I support removing Silent Sam. But do we have to tear each other down?
Raised by one mob and now razed by another, there’s poetic justice in the life and almost-death of Silent Sam.
And through it all the statue erected more than a century ago to honor Carolina students who died for the Confederacy has reflected the world around him. Once a memorial to bravery as well as a symbol of the Jim Crow South, Sam now represents potent contemporary forces bent on delegitimizing our past.
The recent ruckus surrounding Sam is not an isolated reckoning with our past that will end when UNC decides where to put him. He is but one piece of the broader effort to transform American culture into a fierce battleground of race and gender, of victims and oppressors.
Its ideology pivots on the assertion that America is a racist, sexist nation constructed to serve just one group: white males, who’ve gamed the system to preserve their entitled station. Recognizing that those who define the language control the conversation, its proponents seek to destroy this enemy within by viewing most social interactions through the lens of divisive buzzwords, including “white supremacy” and “white privilege,” “patriarchy” and “toxic masculinity.”
Take a moment and ask yourself: is this an accurate description of our society?
Examples of their program abound but let’s start with the current brouhaha over the classic Christmas song, “Baby, It’s Cold Outside.” For decades it’s been a beloved call-and-response duet in which a man tries to convince a woman to stay while she claims she ought to go. Frank Loesser’s lyrics playfully capture the dynamics of pitch and woo, the traditional role of men as pursuers and women as the coy pursued, as this lyric makes clear:
“I ought to say, no, no, no sir (mind if I move in closer?)
“At least I’m gonna say that I tried (what’s the sense in hurtin’ my pride?)“
But now this delightful ditty is being cast as an homage to date rape and many radio stations are refusing to play for fear of offending … someone.
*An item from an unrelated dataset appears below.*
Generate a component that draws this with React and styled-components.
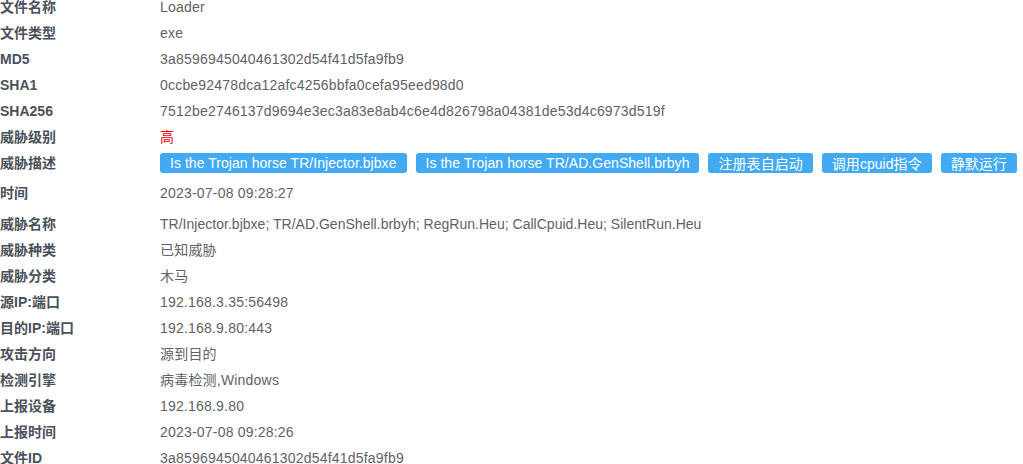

That someone — so amorphous and powerful in the age of Twitter — represents the false and ugly belief that most men (including your father, husband and son) are predators driven by a toxic masculinity that must be eradicated to ensure public safety. It suggests that all art must serve an approved political purpose — in this case, sidelining men to empower women.
One wonders where it will end — and why we’re letting it happen?
One answer comes from another telling example that occurred earlier this year after the astronaut Scott Kelly tweeted a quote from Winston Churchill — “In victory, magnanimity.” Kelly was instantly assailed for honoring a man who is no longer the stout British leader who stood up to Hitler but an irredeemable racist. Tail between his frightened legs, Kelly responded: “My apologies. I will go on and educate myself further on his atrocities, racist views which I do not support.”
This demonization of Churchill is of a piece with the larger effort in America to portray almost all of our historic figures, from the Pilgrims and Founding Fathers onward, as craven tools of often murderous oppression. As Kelly showed, this movement is shutting down push back through aggressive intimidation.
No one wants to be labeled a racist or sexist — so why bother? This is the authoritarianism creeping over America.
Don’t get me wrong, it is important to confront our past — I support the removal of Silent Sam. It is necessary to hear once more marginalized voices; I am stirred by the new prominence of female and black writers. But if we can only raise one group by tearing down another, we are in deep trouble.